Hiking that same section, several weeks later.

I have hiked this wilderness for many years, dating back to when I first moved to Charlottesville twenty years ago.  It was a vastly different place back then, as it was famous for its old growth hemlock trees that gave the draft valley a primeval, dark feeling.  An evil little bug called the woolly adelgid has killed off many of these magnificent trees, opening up much of the forest floor to sunlight, probably for the first time in hundreds of years.  For those of us who remember the way it was, it is still a bittersweet place to visit these days.  


Second trip for trail work on the Ramsey's Draft Trail,
this time with Dan and Iva of the Charlottesville
PATC Chapter.
It also requires a lot of work to keep the trails clear, as dead trees tend to fall down, blocking pathways. My first two (recent) hikes in the wilderness area were with the incredibly dedicated folks in the Southern Shenandoah Chapter of the Potomac Appalachian Trail Club.  Whenever I need to know something about the woods west of Staunton, these folks know the answer.  


Signing in at the trail register at Mountain House trailhead
before a 3 day backpacking trip.

Case in point: a friend told me he saw miles of string on the Shenandoah Mountain Trail in Ramsey's Draft, and told me one of his group had taken a photo of a bird that had died when it became tangled in the string and placed this photo on Facebook.  I emailed one of the SSVC members.  Not only did she know about the string, but she told me why it was there, that her group had already picked up miles of the stuff, complained to the Forest Service, and seen the same photo and emailed it as evidence that such string should never be used to determine trail mileage.  Wow.

Both work trips concentrated on the Ramsey's Draft Trail, which generally follows the path of the old road mentioned above, and crosses the stream known as Ramsey's Draft multiple times over the first 2.5 miles.  These trips went a long way towards making the trip on this trail much easier.  So much easier, in fact, that we met a mountain biker illegally using the trail.  Mountain bikes are not permitted in wilderness areas, and as a result the local mountain bike community has fought expansion of wilderness in Virginia.  This guy, though he claimed to be a Richmond environmental consultant, claimed ignorance of the wilderness boundaries, and even that bikes were prohibited in the wilderness.  

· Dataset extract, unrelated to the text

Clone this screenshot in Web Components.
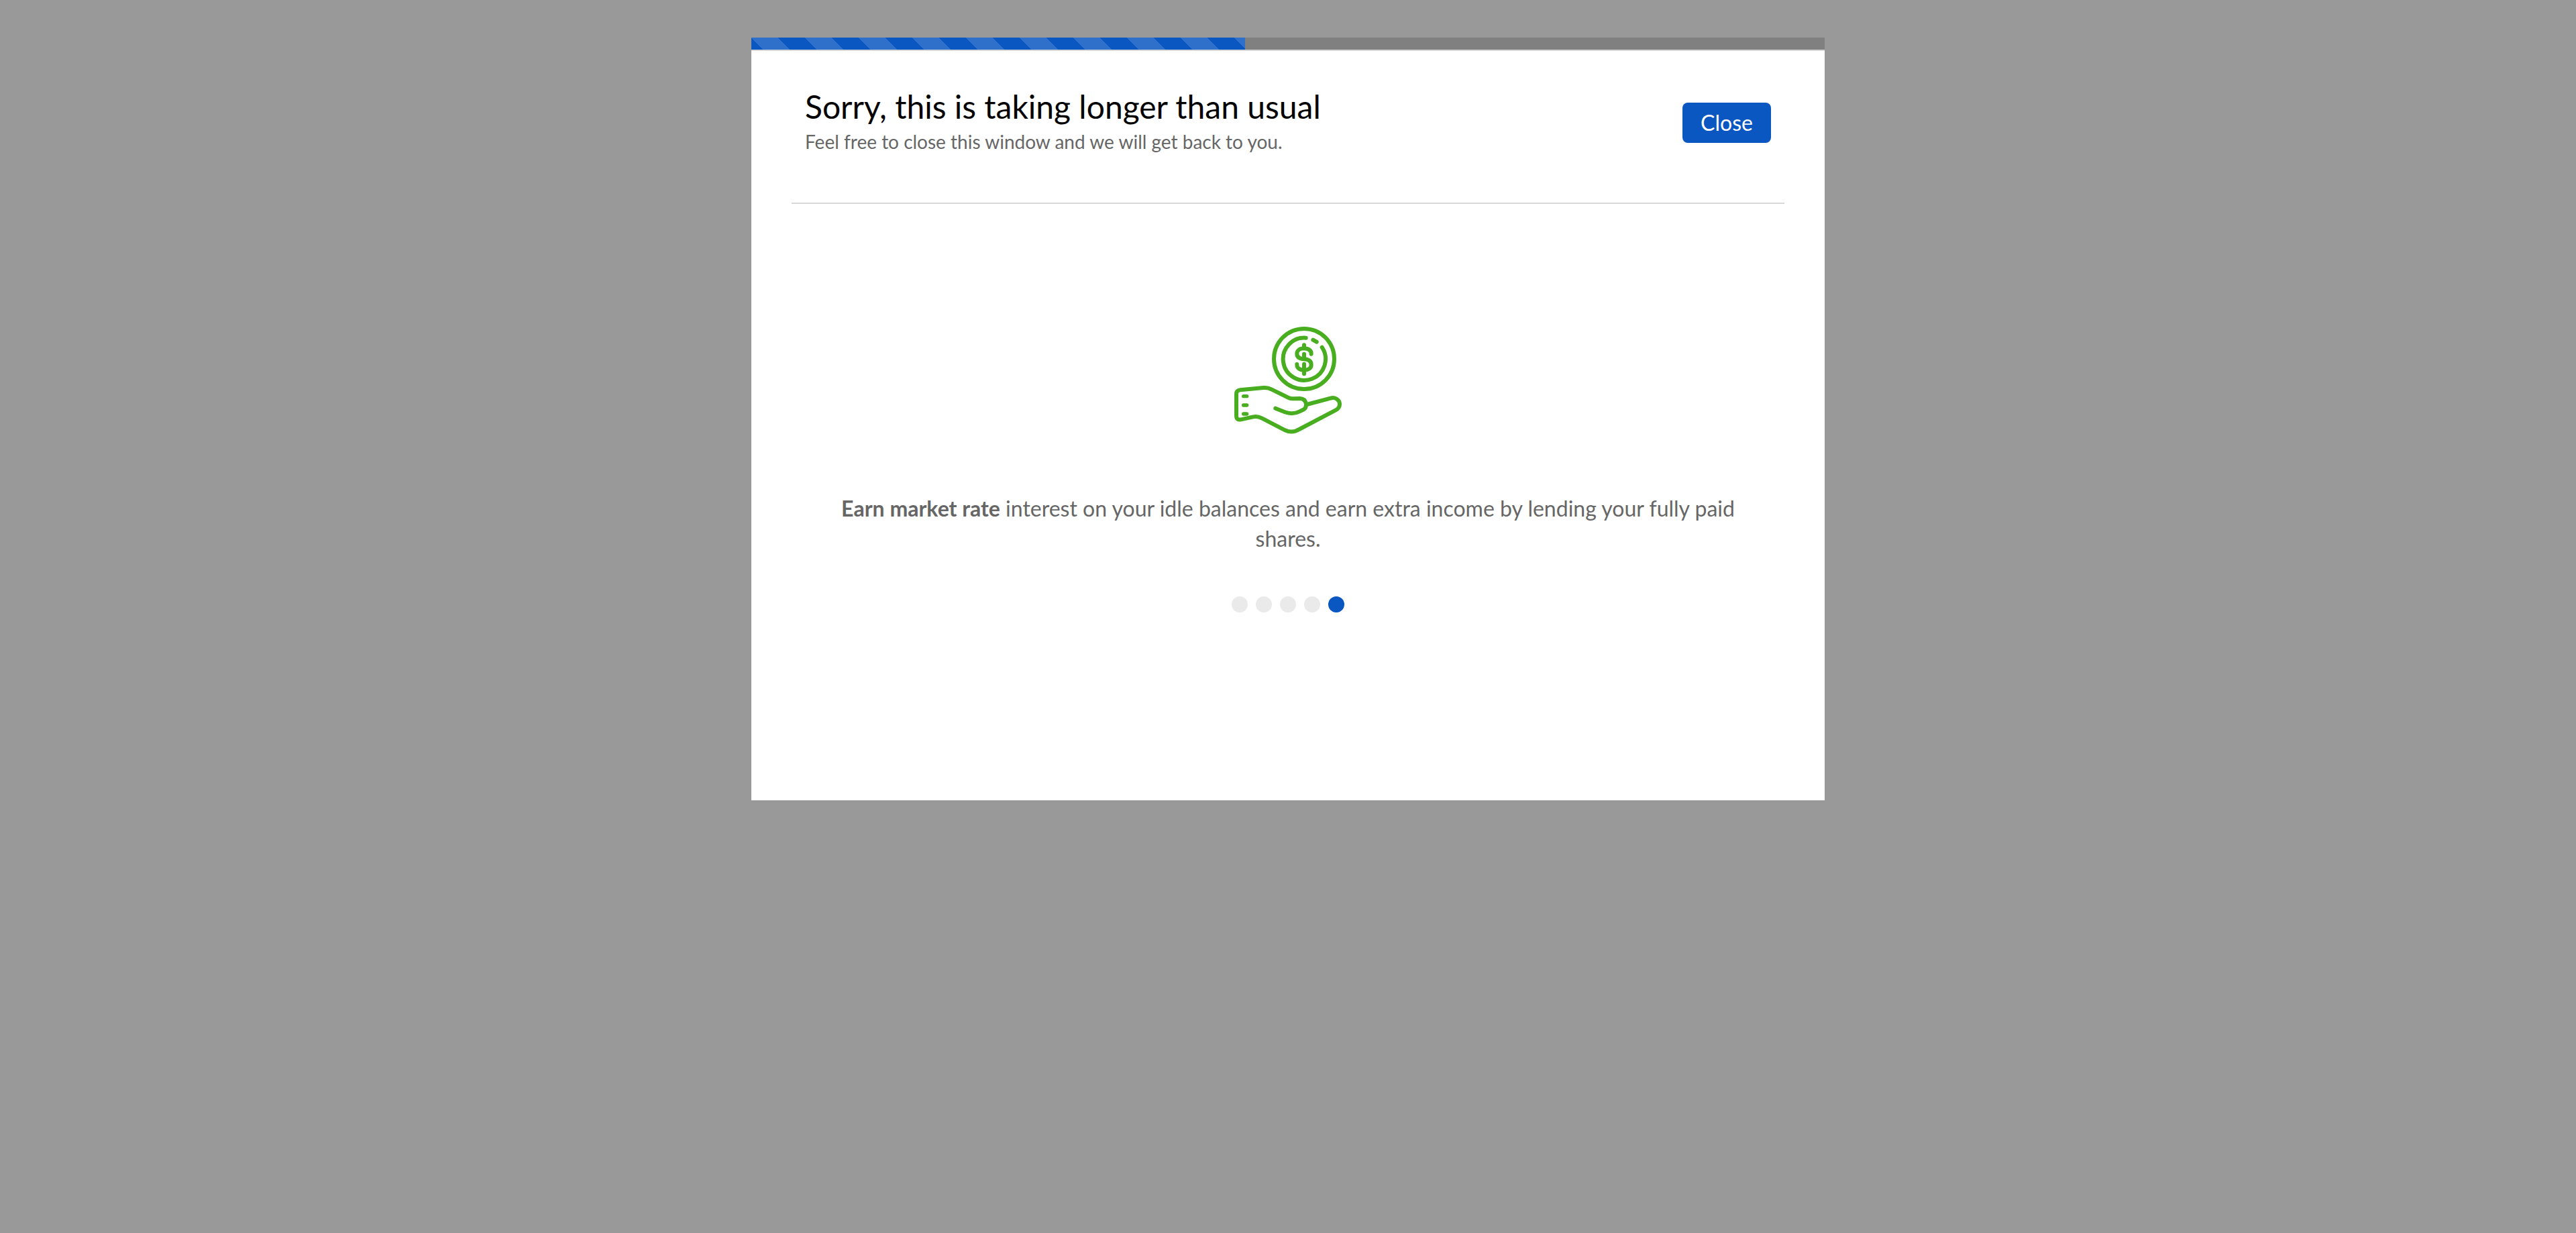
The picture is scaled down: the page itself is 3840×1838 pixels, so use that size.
<!DOCTYPE html>
<html lang="en">
<head>
<meta charset="utf-8">
<title>Please wait</title>
<style>
  body {
    margin: 0;
    min-height: 100vh;
    background: #999;
    color: #666;
    font-family: Lato, "Open Sans", sans-serif;
  }
</style>
</head>
<body>
<wait-dialog>
  <striped-progress slot="progress" value="46"></striped-progress>
  <dialog-header slot="header">
    <span slot="title">Sorry, this is taking longer than usual</span>
    <span slot="subtitle">Feel free to close this window and we will get back to you.</span>
    <action-button slot="action">Close</action-button>
  </dialog-header>
  <promo-slide>
    <hand-coin-icon slot="icon"></hand-coin-icon>
    <b>Earn market rate</b> interest on your idle balances and earn extra income by lending your fully paid shares.
  </promo-slide>
  <slide-dots count="5" current="5"></slide-dots>
</wait-dialog>

<script>
  class BaseElement extends HTMLElement {
    connectedCallback() {
      if (this.shadowRoot) return;
      this.attachShadow({ mode: "open" }).innerHTML = this.render();
    }
  }

  customElements.define("wait-dialog", class extends BaseElement {
    render() {
      return `
        <style>
          :host { display: block; padding: 56px 24px; }
          section { max-width: 1600px; margin: 0 auto; background: #fff; }
          .content { padding: 0 60px 280px; }
        </style>
        <section role="dialog" aria-label="Please wait">
          <slot name="progress"></slot>
          <div class="content"><slot name="header"></slot><slot></slot></div>
        </section>`;
    }
  });

  customElements.define("striped-progress", class extends BaseElement {
    render() {
      const value = Number(this.getAttribute("value"));
      return `
        <style>
          :host { display: block; background: gray; border-bottom: 2px solid #d8d8d8; }
          div {
            width: ${value}%;
            height: 18px;
            background: #0b57c1 linear-gradient(45deg,
              rgba(255,255,255,.15) 25%, transparent 25%, transparent 50%,
              rgba(255,255,255,.15) 50%, rgba(255,255,255,.15) 75%, transparent 75%) 0 0 / 80px 80px;
          }
        </style>
        <div role="progressbar" aria-valuemin="0" aria-valuemax="100" aria-valuenow="${value}"></div>`;
    }
  });

  customElements.define("dialog-header", class extends BaseElement {
    render() {
      return `
        <style>
          :host { display: block; }
          header {
            display: flex;
            align-items: center;
            justify-content: space-between;
            gap: 40px;
            padding: 53px 20px 65px;
            border-bottom: 2px solid #d8d8d8;
          }
          .text { padding-bottom: 4px; }
          h1, p { margin: 0; font-weight: 400; }
          h1 { font-size: 48px; line-height: 60px; color: #000; }
          p { font-size: 28px; line-height: 44px; }
        </style>
        <header>
          <div class="text">
            <h1><slot name="title"></slot></h1>
            <p><slot name="subtitle"></slot></p>
          </div>
          <slot name="action"></slot>
        </header>`;
    }
  });

  customElements.define("action-button", class extends BaseElement {
    render() {
      return `
        <style>
          :host { display: block; }
          button {
            display: block;
            min-width: 132px;
            height: 60px;
            padding: 0 24px;
            border: 0;
            border-radius: 8px;
            background: #0b57c1;
            color: #fff;
            font: 32px/60px Lato, "Open Sans", sans-serif;
            cursor: pointer;
          }
        </style>
        <button type="button"><slot></slot></button>`;
    }
  });

  customElements.define("promo-slide", class extends BaseElement {
    render() {
      return `
        <style>
          :host { display: block; padding: 183px 60px 64px; text-align: center; }
          p { margin: 88px 0 0; font-size: 32px; line-height: 45px; }
          ::slotted(b) { font-weight: 700; }
        </style>
        <slot name="icon"></slot>
        <p><slot></slot></p>`;
    }
  });

  customElements.define("hand-coin-icon", class extends BaseElement {
    render() {
      return `
        <style>
          :host { display: block; }
          svg { display: block; margin: 0 auto; width: 160px; height: 160px; }
        </style>
        <svg viewBox="60 51 480 480" fill="none" stroke="#48ae20" stroke-width="18"
             stroke-linecap="round" stroke-linejoin="round" aria-hidden="true">
          <circle cx="372" cy="195" r="135"/>
          <path d="M380 101A95 95 0 1 0 452 143"/>
          <path d="M412 110L428 119"/>
          <path d="M404 173C405 157 391 148 372 148C352 148 340 158 340 172C340 188 353 195 372 196C392 197 404 205 404 221C404 237 391 245 372 245C352 245 339 236 340 219"/>
          <path d="M372 133V148M372 173V196M372 218V262"/>
          <path d="M101 362H116M101 402H116M101 441H116" stroke-width="16"/>
          <path d="M244 416L286 433Q320 446 352 430L371 421Q382 414 381 397Q377 372 352 372L320 373Q312 373 303 369L226 331Q210 322 190 324L87 334Q69 336 69 352V449Q69 470 90 466L144 454Q164 450 183 460L287 514Q319 529 350 510L512 425Q531 415 531 399C532 380 513 364 490 371L384 399"/>
        </svg>`;
    }
  });

  customElements.define("slide-dots", class extends BaseElement {
    render() {
      const count = Number(this.getAttribute("count"));
      const current = Number(this.getAttribute("current"));
      const dots = Array.from({ length: count }, (_, i) =>
        `<button type="button" aria-label="Slide ${i + 1}"${i + 1 === current ? ' aria-current="true"' : ""}></button>`).join("");
      return `
        <style>
          :host { display: flex; justify-content: center; gap: 12px; }
          button { width: 24px; height: 24px; padding: 0; border: 0; border-radius: 50%; background: #eaeaea; }
          button[aria-current] { background: #0b57c1; }
        </style>${dots}`;
    }
  });
</script>
</body>
</html>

The true test of trail conditions, however, was in my third trip up the trail when I led a group of Boy Scouts on a 3 day backpacking trip in the wilderness.  We had been working for several weeks on obtaining lightweight backpacking skills, and this would be our test.  The boys had come to an earlier meeting with fully loaded packs, which we analyzed for further weight savings.  When we collected in Charlottesville to carpool to the trailhead, we weighed packs but did not dump each pack's contents.  Given the fact that the boys' packs weighed anywhere from 20 to 40 pounds, we probably should have checked a few loads.

We started out on Friday evening, and hiked as far up the Ramsey's Draft Trail as possible before total darkness forced us into a small campsite next to the stream.  I am pretty sure I ended up camping in a bit of poison ivy, but have suffered no effects.  There is quite a bit of poison ivy on this trail, which is seeing much more sunlight than it has in many years, thanks to the deaths of the hemlocks.  

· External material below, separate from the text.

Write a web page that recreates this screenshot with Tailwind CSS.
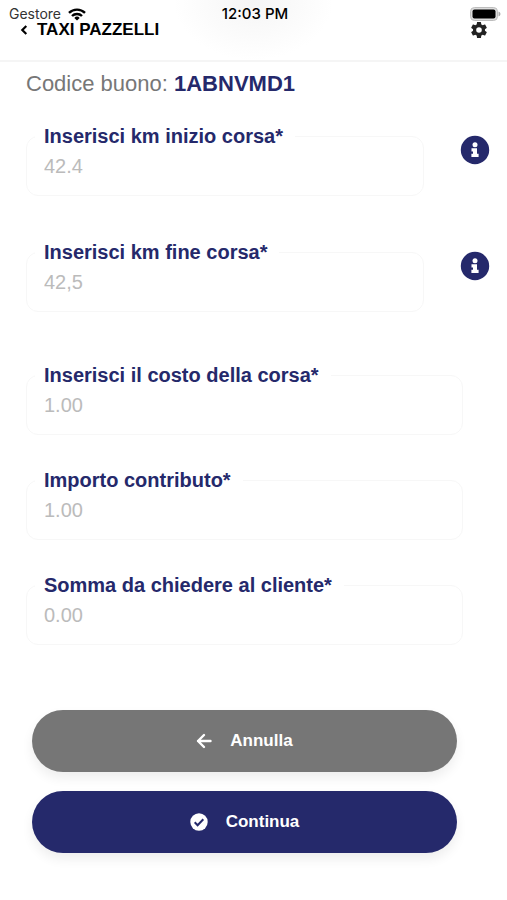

The first of several stream crossings Saturday morning.
Saturday morning we were up at 7, fed and on the trail by 9:20.  It was slow going!  Stream crossings stopped us in our tracks, as boys carefully hopped from rock to rock, passed hiking poles back to those without, and switched from hiking boots to water shoes and back again.

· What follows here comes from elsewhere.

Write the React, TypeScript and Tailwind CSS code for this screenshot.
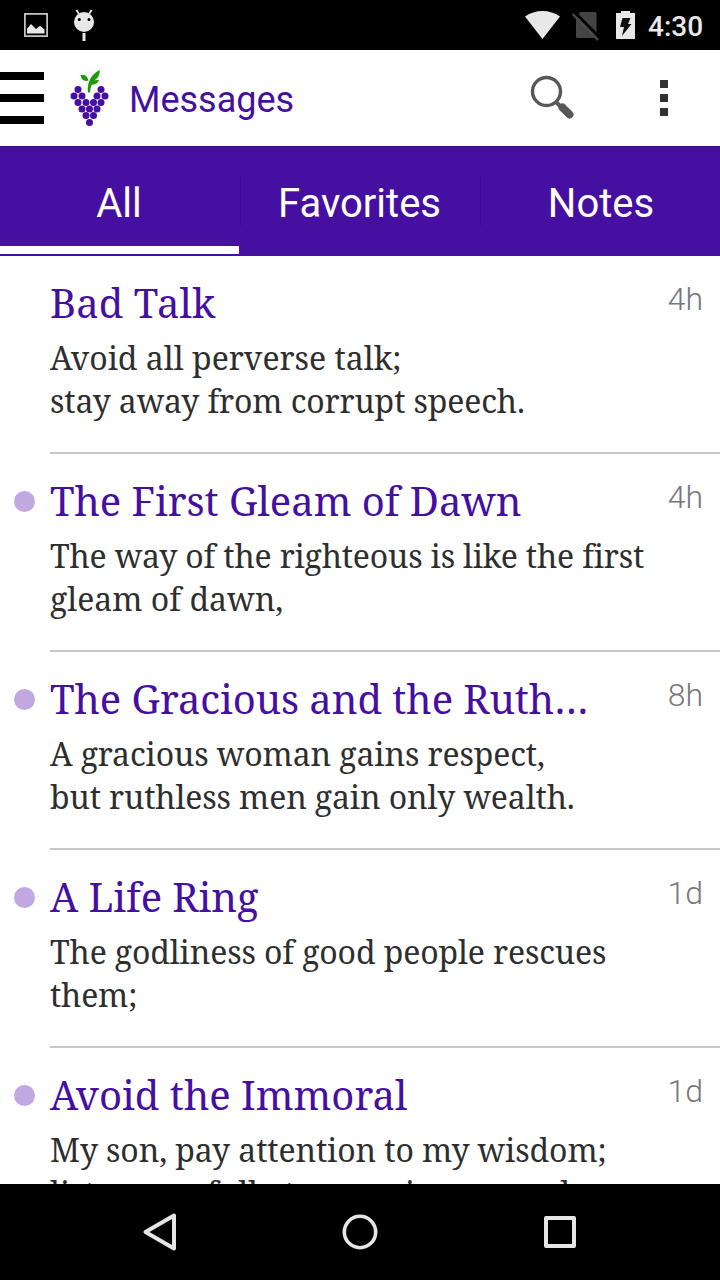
import { clsx } from "clsx";

interface Message {
  title: string;
  titleClass?: string;
  lines: { text: string; className?: string }[];
  age: string;
  unread: boolean;
}

const MESSAGES: Message[] = [
  {
    title: "Bad Talk",
    lines: [
      { text: "Avoid all perverse talk;" },
      { text: "stay away from corrupt speech.", className: "tracking-[-0.14px]" },
    ],
    age: "4h",
    unread: false,
  },
  {
    title: "The First Gleam of Dawn",
    titleClass: "tracking-[-0.05px]",
    lines: [
      { text: "The way of the righteous is like the first", className: "tracking-[-0.18px]" },
      { text: "gleam of dawn," },
    ],
    age: "4h",
    unread: true,
  },
  {
    title: "The Gracious and the Ruth…",
    titleClass: "tracking-[-0.07px]",
    lines: [
      { text: "A gracious woman gains respect,", className: "tracking-[-0.12px]" },
      { text: "but ruthless men gain only wealth.", className: "tracking-[-0.13px]" },
    ],
    age: "8h",
    unread: true,
  },
  {
    title: "A Life Ring",
    titleClass: "tracking-[-0.08px]",
    lines: [
      { text: "The godliness of good people rescues", className: "tracking-[-0.13px]" },
      { text: "them;", className: "tracking-[-0.2px]" },
    ],
    age: "1d",
    unread: true,
  },
  {
    title: "Avoid the Immoral",
    lines: [
      { text: "My son, pay attention to my wisdom;", className: "tracking-[-0.12px]" },
      { text: "listen carefully to my wise counsel.", className: "tracking-[-0.13px]" },
    ],
    age: "1d",
    unread: true,
  },
];

const TABS = [
  { label: "All", className: "pr-[2px]" },
  { label: "Favorites", className: "pr-px" },
  { label: "Notes", className: "pl-[2px]" },
];

// centers of the berries, row by row
const GRAPES = [
  [78, 89.5], [101, 89.5],
  [74, 96], [82, 96], [97, 96], [105, 96],
  [78, 102.5], [86, 102.5], [93.5, 102.5], [101, 102.5],
  [82, 109], [89.5, 109], [97, 109],
  [86, 115.5], [93.5, 115.5],
  [89.5, 122.5],
];

function StatusBar() {
  return (
    <div className="flex h-[50px] items-center bg-black text-[#e8e8e8]">
      <svg className="ml-6 h-6 w-6" viewBox="0 0 24 24" fill="none">
        <rect x="0.900" y="0.900" width="22.200" height="22.200" stroke="#c9cdc8" strokeWidth="1.700" />
        <path d="M3 20.500V15.500q2-1 3-3.500 1-1.500 2 0l4 4 3-2.500q1-.8 2 0l3.500 3v4z" fill="currentColor" />
      </svg>
      <svg className="ml-[25px] h-8 w-[22px]" viewBox="0 0 22 32" fill="none">
        <path d="M6 5L3.300 1M16 5L18.700 1" stroke="currentColor" strokeWidth="1.800" />
        <circle cx="11" cy="13" r="10" fill="currentColor" />
        <circle cx="6.300" cy="10.500" r="1.500" fill="#000" />
        <circle cx="16" cy="10.500" r="1.500" fill="#000" />
        <path d="M11 24v8" stroke="currentColor" strokeWidth="3" />
      </svg>
      <div className="flex-1" />
      <svg className="h-7 w-[35px]" viewBox="0 0 35 28" fill="currentColor">
        <path d="M0 5.500Q8 0 17.500 0T35 5.500L17.500 28z" />
      </svg>
      <svg className="ml-3 h-8 w-[27px]" viewBox="0 0 27 32">
        <path d="M8.500 3H23q1.500 0 1.500 1.500V29H5.500q-1.500 0-1.500-1.500V8z" fill="#444" />
        <path d="M3 3.500L28 29" stroke="#000" strokeWidth="3" />
        <path d="M0.500 5L26 31" stroke="#4c4c4c" strokeWidth="2.200" />
      </svg>
      <svg className="ml-[17px] h-[30px] w-[19px]" viewBox="0 0 19 30">
        <path d="M5 1h9v2h5v26H0V3h5z" fill="currentColor" />
        <path d="M6.500 8h8l-2.500 6H15.500L6 26l2-9H4z" fill="#111" />
      </svg>
      <span className="ml-[13px] w-[72px] pt-[3px] text-[28px] font-medium leading-[47px]">4:30</span>
    </div>
  );
}

function GrapeLogo() {
  return (
    <svg className="ml-6 h-[60px] w-[44px]" viewBox="68 68 44 60">
      <path
        d="M88 92.500C87.200 85 89 80 92.500 75.500Q95 72 99.800 70Q100 76.500 95 80Q91 82.500 90 92.500zM80.500 75Q87 74 88.500 80.500Q82 82.500 80.500 75zM91 84.500Q92 79.500 99 80Q97 85.500 91 84.500z"
        fill="#21990f"
      />
      {GRAPES.map(([cx, cy]) => (
        <circle key={`${cx}-${cy}`} cx={cx} cy={cy} r="3.500" fill="#450fa1" />
      ))}
    </svg>
  );
}

function Header() {
  return (
    <header className="flex h-24 items-center bg-white">
      <div className="flex w-11 flex-col gap-[14px]">
        <span className="h-2 bg-black" />
        <span className="h-2 bg-black" />
        <span className="h-2 bg-black" />
      </div>
      <GrapeLogo />
      <h1 className="ml-[17px] flex-1 pt-1 text-[36px] leading-[48px] text-[#450fa1]">Messages</h1>
      <svg className="h-[46px] w-[46px]" viewBox="0 0 46 46" fill="none">
        <circle cx="16.500" cy="16.500" r="14" stroke="#585858" strokeWidth="3.400" />
        <path d="M26 27l4.500 4.500" stroke="#585858" strokeWidth="4" />
        <path d="M32.500 32.500l7 7" stroke="#585858" strokeWidth="8" strokeLinecap="round" />
      </svg>
      <div className="ml-[84px] mr-[52px] flex w-2 flex-col gap-[6px]">
        <span className="h-2 bg-[#303030]" />
        <span className="h-2 bg-[#303030]" />
        <span className="h-2 bg-[#303030]" />
      </div>
    </header>
  );
}

function Tabs() {
  return (
    <nav className="grid h-[110px] grid-cols-3 border-t border-[#3b0d88] bg-[#450fa1]">
      {TABS.map((tab, i) => (
        <div
          key={tab.label}
          className={clsx("relative flex justify-center text-[40px] leading-[114px] text-white", tab.className)}
        >
          {i > 0 && <span className="absolute left-0 top-[29px] h-[50px] w-px bg-[#3b0b90]" />}
          {tab.label}
          {i === 0 && <span className="absolute left-0 right-px top-[99px] h-2 bg-white" />}
        </div>
      ))}
    </nav>
  );
}

function MessageRow({ message }: { message: Message }) {
  return (
    <li className="flex h-[198px] shrink-0">
      <div className="w-[50px] pl-[14px] pt-[37px]">
        {message.unread && <div className="h-[21px] w-[21px] rounded-full bg-[#c2a8e0]" />}
      </div>
      <div className="flex flex-1 justify-between border-b-2 border-[#c8c8c8] pr-[17px]">
        <div className="whitespace-nowrap pt-5 font-['Noto_Serif','DejaVu_Serif',serif]">
          <h2 className="text-[40px] leading-[54px] text-[#450fa1]">
            <span className={clsx(message.titleClass)}>{message.title}</span>
          </h2>
          <div className="mt-[6px] text-[32px] leading-[43px] text-[#2e2e2e]">
            {message.lines.map((line) => (
              <p key={line.text}>
                <span className={clsx("[font-variant-ligatures:none]", line.className)}>{line.text}</span>
              </p>
            ))}
          </div>
        </div>
        <span className="w-0 pt-6 text-[32px] font-light leading-[38px] text-[#777]">
          <span className="float-right">{message.age}</span>
        </span>
      </div>
    </li>
  );
}

function NavBar() {
  return (
    <footer className="flex h-24 items-center justify-center gap-[160px] bg-black">
      <svg className="h-10 w-10" viewBox="0 0 40 40" fill="none" stroke="#e6e6e6" strokeWidth="4" strokeLinejoin="round">
        <path d="M34 3.500v33L5.500 20z" />
      </svg>
      <svg className="h-10 w-10" viewBox="0 0 40 40" fill="none" stroke="#e6e6e6" strokeWidth="3.600">
        <circle cx="20" cy="20" r="15.700" />
      </svg>
      <svg className="h-10 w-10" viewBox="0 0 40 40" fill="none" stroke="#e6e6e6" strokeWidth="4" strokeLinejoin="round">
        <rect x="6" y="6" width="28" height="28" />
      </svg>
    </footer>
  );
}

export default function App() {
  return (
    <div className="flex h-[1280px] w-[720px] flex-col overflow-hidden bg-white font-[Roboto,sans-serif]">
      <StatusBar />
      <Header />
      <Tabs />
      <ul className="flex h-[928px] flex-col overflow-hidden">
        {MESSAGES.map((message) => (
          <MessageRow key={message.title} message={message} />
        ))}
      </ul>
      <NavBar />
    </div>
  );
}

We eventually made it to the intersection of our trail with the Jerry's Run Trail by 11:10, taking 1 hour, 50 minutes to travel about 1.5 miles.  We then took Jerry's Run uphill to our Saturday campsite, at the site of an old PATC cabin called the Sexton Cabin. Surprisingly, that distance was about the same, as was the time it took the group.  There were no major stream crossings here, but the hike climbed from about 2250 feet up to about 2720 feet.  

At the Sexton Cabin site we met a group of younger scouts from our troop, who hiked in on Shenandoah Mountain from the Confederate Breastworks Historic Site, on U.S. 250.  The Sexton Cabin site has its own interesting history, which I read that night to the scouts.  The history of this site comes from an article printed in October, 1937 in a newsletter printed by the Potomac Appalachian Trail Club.  It was written when the trail club was constructing the cabin on this site, and was based on a story by a man who had lived here 56 years before that, which takes us back to 1881.  That man’s name was George Armstrong.

He said that the original clearing here had been made probably about a hundred years before that.  Jerry Hodges had lived here, and his house was at the upper clearing, near some Lombardy Poplars that were dying back in 1937.  This is the Jerry that gave the name to the stream: Jerry’s Run.  Jerry planted the poplars, and also planted some apple trees around here.  He cleared land so that he could graze stock animals. 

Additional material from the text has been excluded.